▶ _Written task_
Assemble all lines in which the string "Tailwind" appears.

[Pages as source code]
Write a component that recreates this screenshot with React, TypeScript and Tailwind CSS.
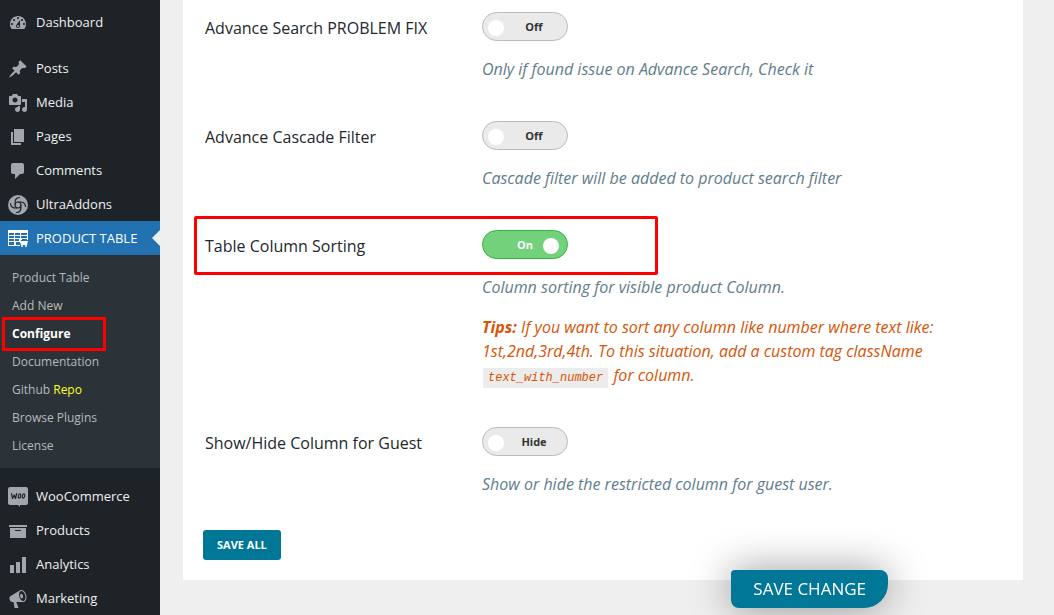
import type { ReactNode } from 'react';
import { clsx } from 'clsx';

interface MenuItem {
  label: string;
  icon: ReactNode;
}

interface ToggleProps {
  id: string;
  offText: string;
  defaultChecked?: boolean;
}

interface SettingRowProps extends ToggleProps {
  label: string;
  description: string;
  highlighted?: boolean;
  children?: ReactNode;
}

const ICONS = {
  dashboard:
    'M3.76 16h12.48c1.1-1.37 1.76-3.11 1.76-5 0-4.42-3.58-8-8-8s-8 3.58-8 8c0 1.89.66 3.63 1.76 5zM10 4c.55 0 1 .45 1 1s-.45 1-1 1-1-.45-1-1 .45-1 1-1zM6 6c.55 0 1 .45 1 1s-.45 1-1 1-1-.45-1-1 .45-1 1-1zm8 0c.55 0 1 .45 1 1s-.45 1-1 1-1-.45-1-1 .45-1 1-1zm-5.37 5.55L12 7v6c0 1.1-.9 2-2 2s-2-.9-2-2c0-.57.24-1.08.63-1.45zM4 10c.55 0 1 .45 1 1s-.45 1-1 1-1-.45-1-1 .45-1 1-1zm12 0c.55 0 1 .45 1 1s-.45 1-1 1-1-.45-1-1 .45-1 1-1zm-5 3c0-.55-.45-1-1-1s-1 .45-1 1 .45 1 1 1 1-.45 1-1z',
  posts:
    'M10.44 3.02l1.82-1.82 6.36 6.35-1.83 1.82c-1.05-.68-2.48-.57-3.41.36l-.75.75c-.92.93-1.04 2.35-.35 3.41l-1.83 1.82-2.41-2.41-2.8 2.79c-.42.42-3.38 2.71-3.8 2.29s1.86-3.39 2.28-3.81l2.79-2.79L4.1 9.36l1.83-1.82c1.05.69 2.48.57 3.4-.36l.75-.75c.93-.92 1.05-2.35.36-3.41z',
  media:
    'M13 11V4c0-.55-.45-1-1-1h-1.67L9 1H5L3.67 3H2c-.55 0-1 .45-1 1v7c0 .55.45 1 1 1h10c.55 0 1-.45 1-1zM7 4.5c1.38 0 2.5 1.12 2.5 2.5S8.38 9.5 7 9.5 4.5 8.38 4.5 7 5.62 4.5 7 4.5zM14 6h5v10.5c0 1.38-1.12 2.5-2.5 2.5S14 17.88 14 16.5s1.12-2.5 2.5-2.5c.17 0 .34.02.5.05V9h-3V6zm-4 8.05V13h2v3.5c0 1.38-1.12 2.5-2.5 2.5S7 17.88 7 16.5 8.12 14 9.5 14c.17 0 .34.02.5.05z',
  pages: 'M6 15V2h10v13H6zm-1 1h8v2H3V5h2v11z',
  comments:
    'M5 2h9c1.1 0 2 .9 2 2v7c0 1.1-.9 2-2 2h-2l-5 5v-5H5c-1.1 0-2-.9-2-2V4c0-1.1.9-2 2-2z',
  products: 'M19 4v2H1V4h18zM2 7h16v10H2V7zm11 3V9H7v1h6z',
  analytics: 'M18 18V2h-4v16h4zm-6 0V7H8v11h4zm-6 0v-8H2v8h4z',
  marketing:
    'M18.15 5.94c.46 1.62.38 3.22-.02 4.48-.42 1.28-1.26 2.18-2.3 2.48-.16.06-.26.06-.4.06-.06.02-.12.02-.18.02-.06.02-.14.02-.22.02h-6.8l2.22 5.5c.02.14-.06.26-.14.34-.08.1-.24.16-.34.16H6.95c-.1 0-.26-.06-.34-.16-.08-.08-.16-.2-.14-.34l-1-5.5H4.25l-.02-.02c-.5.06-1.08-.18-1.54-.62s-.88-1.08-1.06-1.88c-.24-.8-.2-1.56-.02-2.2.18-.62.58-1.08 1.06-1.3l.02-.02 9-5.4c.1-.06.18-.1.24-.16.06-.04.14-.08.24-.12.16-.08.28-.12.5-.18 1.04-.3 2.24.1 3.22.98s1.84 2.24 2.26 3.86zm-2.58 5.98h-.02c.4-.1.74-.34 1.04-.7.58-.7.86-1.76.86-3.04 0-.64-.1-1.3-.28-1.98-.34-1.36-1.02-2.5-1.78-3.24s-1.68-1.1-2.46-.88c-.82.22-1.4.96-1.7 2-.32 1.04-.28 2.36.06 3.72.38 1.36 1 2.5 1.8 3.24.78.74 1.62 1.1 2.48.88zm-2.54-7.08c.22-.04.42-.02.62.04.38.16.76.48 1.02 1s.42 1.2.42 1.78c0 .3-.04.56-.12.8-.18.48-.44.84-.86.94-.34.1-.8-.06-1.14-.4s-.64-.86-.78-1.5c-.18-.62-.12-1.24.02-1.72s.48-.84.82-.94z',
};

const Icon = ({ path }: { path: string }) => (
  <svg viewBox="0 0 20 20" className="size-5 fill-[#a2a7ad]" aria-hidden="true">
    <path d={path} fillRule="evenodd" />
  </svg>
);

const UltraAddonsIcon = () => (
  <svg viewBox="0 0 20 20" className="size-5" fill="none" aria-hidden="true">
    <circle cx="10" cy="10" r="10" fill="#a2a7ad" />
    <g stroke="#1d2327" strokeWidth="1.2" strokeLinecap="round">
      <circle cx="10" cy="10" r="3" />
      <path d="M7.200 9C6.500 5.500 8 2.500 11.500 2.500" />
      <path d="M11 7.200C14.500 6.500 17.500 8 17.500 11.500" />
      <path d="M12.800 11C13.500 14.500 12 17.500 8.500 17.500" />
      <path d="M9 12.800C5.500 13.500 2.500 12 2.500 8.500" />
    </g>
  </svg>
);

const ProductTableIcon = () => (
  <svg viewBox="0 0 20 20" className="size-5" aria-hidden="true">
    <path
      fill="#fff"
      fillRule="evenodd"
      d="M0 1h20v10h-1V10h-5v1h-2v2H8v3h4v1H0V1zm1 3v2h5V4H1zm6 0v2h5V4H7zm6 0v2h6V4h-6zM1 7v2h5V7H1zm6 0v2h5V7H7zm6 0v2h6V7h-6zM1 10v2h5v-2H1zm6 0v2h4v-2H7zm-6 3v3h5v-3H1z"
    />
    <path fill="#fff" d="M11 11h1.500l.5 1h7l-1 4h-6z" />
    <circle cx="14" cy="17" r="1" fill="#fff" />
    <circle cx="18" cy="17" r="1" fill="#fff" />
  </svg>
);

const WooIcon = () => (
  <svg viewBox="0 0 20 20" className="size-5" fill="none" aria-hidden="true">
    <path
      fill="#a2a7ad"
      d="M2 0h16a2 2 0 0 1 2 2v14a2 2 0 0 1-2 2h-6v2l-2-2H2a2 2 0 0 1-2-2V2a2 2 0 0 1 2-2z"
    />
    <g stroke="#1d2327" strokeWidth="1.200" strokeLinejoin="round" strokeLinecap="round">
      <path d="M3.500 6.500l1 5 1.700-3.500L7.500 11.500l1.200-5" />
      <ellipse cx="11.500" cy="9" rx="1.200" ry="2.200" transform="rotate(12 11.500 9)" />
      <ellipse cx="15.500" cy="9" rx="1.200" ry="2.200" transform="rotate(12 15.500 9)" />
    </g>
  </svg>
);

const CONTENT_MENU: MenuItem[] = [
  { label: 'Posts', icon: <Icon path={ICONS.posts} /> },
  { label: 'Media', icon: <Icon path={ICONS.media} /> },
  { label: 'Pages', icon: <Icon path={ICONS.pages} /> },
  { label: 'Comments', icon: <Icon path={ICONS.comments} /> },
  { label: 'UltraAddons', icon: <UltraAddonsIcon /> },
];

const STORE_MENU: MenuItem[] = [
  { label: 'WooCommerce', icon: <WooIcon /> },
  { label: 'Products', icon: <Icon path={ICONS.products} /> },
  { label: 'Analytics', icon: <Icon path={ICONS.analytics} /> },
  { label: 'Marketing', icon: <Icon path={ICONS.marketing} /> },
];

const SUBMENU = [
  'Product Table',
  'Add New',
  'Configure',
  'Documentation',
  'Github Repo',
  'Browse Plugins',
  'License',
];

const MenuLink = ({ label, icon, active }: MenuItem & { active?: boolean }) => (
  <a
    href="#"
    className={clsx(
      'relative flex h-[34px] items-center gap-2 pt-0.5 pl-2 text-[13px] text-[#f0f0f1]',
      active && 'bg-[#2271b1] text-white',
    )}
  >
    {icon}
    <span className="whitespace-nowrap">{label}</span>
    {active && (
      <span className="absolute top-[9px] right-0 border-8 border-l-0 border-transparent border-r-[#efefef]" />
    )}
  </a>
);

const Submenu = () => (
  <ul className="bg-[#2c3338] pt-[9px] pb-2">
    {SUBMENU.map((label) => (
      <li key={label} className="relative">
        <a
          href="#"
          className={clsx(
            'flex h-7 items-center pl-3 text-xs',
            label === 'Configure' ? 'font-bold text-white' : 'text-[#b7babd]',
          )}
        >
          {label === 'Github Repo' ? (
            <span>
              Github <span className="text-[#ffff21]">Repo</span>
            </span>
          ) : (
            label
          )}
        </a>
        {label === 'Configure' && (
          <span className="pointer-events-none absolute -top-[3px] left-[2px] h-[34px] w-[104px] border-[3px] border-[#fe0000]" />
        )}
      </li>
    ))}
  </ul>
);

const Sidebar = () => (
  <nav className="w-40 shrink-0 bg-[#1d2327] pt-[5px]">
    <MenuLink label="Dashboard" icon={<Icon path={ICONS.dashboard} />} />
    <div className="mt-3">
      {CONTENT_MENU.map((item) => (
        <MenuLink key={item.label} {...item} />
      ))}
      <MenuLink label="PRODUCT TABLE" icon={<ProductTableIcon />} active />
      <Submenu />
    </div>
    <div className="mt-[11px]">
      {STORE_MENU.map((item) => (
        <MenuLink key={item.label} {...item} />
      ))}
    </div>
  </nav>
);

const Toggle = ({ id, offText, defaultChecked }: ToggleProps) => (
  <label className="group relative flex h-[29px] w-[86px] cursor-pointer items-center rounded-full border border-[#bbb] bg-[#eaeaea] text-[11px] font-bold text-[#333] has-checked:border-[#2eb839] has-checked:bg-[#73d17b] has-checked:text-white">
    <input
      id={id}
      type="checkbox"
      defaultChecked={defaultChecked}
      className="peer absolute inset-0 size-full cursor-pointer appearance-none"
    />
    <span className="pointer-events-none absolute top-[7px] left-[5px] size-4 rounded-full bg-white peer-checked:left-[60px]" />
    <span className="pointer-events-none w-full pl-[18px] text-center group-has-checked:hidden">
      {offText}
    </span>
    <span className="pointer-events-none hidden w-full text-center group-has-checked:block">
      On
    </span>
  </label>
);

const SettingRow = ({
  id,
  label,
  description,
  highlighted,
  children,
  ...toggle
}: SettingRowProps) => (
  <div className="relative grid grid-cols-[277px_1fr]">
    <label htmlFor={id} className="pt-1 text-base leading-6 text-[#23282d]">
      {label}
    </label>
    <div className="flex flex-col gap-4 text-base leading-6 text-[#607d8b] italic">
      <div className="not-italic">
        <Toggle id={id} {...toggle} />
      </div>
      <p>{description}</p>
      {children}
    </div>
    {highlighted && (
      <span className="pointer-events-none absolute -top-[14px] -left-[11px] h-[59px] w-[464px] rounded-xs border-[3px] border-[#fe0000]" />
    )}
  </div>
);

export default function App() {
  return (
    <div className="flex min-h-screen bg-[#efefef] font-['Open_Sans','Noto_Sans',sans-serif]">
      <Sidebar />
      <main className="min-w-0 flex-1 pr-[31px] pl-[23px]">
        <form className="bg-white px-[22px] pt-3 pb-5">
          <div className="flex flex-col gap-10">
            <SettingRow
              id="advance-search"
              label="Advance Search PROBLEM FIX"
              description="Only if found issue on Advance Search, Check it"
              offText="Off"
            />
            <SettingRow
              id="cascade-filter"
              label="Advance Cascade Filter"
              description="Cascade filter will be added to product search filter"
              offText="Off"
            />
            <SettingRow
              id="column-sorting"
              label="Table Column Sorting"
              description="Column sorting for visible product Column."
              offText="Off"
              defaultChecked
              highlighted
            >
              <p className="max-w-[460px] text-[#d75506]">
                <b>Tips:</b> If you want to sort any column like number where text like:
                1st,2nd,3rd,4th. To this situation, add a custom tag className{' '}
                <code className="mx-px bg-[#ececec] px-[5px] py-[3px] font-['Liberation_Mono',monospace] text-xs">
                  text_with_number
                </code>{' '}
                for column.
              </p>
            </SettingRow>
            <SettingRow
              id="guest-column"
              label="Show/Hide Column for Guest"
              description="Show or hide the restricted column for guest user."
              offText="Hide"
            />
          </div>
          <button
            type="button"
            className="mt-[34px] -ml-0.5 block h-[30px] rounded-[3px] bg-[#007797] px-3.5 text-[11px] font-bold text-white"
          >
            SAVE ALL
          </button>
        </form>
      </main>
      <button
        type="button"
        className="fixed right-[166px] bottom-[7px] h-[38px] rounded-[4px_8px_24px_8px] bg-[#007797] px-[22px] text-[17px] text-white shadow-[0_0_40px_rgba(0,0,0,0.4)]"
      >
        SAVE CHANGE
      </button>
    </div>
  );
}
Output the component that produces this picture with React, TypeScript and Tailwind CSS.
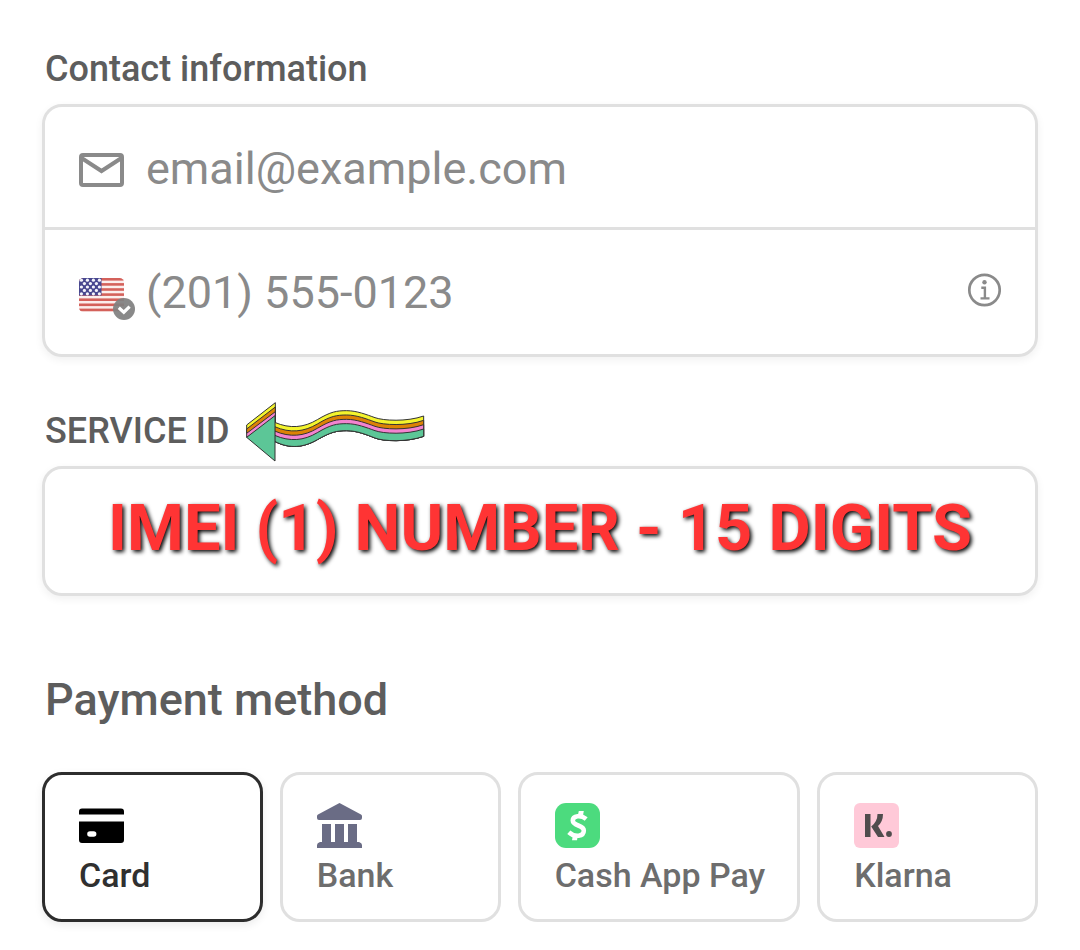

▶ _Finished task_
Write a component that recreates this screenshot with React, TypeScript and Tailwind CSS.
Output the component that produces this picture with React, TypeScript and Tailwind CSS.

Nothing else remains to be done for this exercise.